At this point, you have already implemented the following kernels: Gemm_JI_4x4Kernel.c and Gemm_JI_8x4Kernel.c. Implement as many of the more promising of the kernels you analyzed in the last homework as you like. They can be executed by typing

make test_JI_?x?Kernel


where the ?'s are replaced with the obvious choices of $m_R$ and $n_R \text{.}$ Don't forget to update MR and NR! The resulting performance can again be viewed with Live Script in Assignments/Week2/C/data/Plot_MRxNR_Kernels.mlx }

In Figure 2.4.5, we show the performance of matrix-matrix multiplication cast in terms of various microkernel calls on Robert's laptop.

### Unit2.4.3Amortizing data movement

As we have already discussed, one of the fundamental principles behind high performance is that when data is moved from one layer of memory to another, one needs to amortize the cost of that data movement over many computations. In our discussion so far, we have only discussed two layers of memory: (vector) registers and a cache.

Let us focus on the current approach:

• Four vector registers are loaded with a $m_R \times n_R$ submatrix of $C \text{.}$ The cost of loading and unloading this data is negligible if $k$ size is large.

• $m_R / 4$ vector register is loaded with the current column of $A \text{,}$ with $m_R$ elements. In our picture, we call this register alpha_0123_p. The cost of this load is amortized over $2 m_R \times n_R$ floating point operations.
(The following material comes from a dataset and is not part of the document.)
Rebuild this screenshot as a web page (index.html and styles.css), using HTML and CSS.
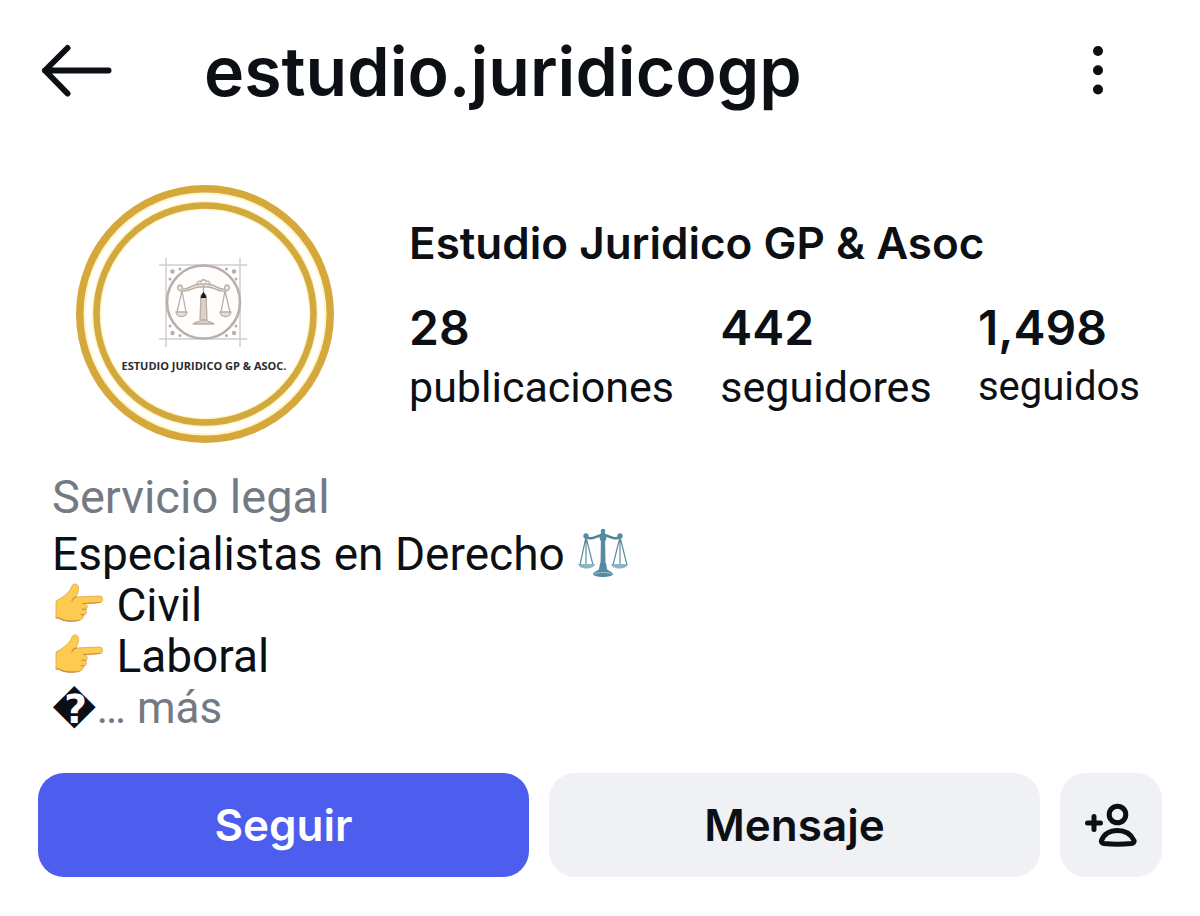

• One vector register is loaded with broadcast elements of the current row of $B \text{.}$ The loading of the $n_R$ of the elements is also amortized over $2 m_R \times n_R$ floating point operations.

To summarize, ignoring the cost of loading the submatrix of $C \text{,}$ this would then require

\begin{equation*} m_R + n_R \end{equation*}

floating point number loads from slow memory, $m_R$ elements of $A$ and $n_R$ elements of $B \text{,}$ which are amortized over $2 \times m_R \times n_R$ flops, for each rank-1 update.

If loading a double as part of vector load costs the same as the loading and broadcasting of a double, then the problem of finding the optimal choices of $m_R$ and $n_R$ can be stated as finding the $m_R$ and $n_R$ that optimize

\begin{equation*} \frac{2 m_R n_R}{m_R + n_R} \end{equation*}

under the constraint that

\begin{equation*} m_R n_R + m_R + 1 = r_C, \end{equation*}

where $r_c$ equals the number of doubles that can be stored in vector registers.

Finding the optimal solution is somewhat nasty, even if $m_R$ and $n_R$ are allowed to be real valued rather than integers. If we recognize that $m_R + 1$ is small relative to $m_R n_R \text{,}$ and therefore ignore that those need to be kept in registers, we instead end up with having to find the $m_R$ and $n_R$ that optimize

\begin{equation*} \frac{2 m_R n_R}{m_R + n_R} \end{equation*}

under the constraint that

\begin{equation*} m_R n_R = r_C. \end{equation*}

This is essentially a standard problem in calculus, used to find the sides of the rectangle with length $x$ and width $y$ that maximizes the area of the rectangle, $xy \text{,}$ under the constraint that the length of the perimeter is constant. The answer for that problem is that the rectangle should be a square. Thus, we want the submatrix of $C$ that is kept in registers to be "squarish."

In practice, we have seen that the shape of the block of $C$ kept in registers is noticeably not square. The reason for this is that, all other issues being equal, loading a double as part of a vector load requires fewer cycles than loading a double as part of a load/broadcast.

### Unit2.4.4Discussion

Notice that we have analyzed that we must amortize the loading of elements of $A$ and $B$ over, at best, a few flops per such element. The "latency" from main memory (the time it takes for a double precision number to be fetched from main memory) is equal to the time it takes to perform on the order of 100 flops. Thus, "feeding the beast" from main memory spells disaster. Fortunately, modern architectures are equipped with multiple layers of cache memories that have a lower latency.

In Figure 2.4.5, we saw that for small matrices that fit in the L-2 cache, performance is very good, especially for the right choices of $m_R \times n_R \text{.}$ The performance drops when problem sizes spill out of the L2 cache and drops again when they spill out of the L3 cache.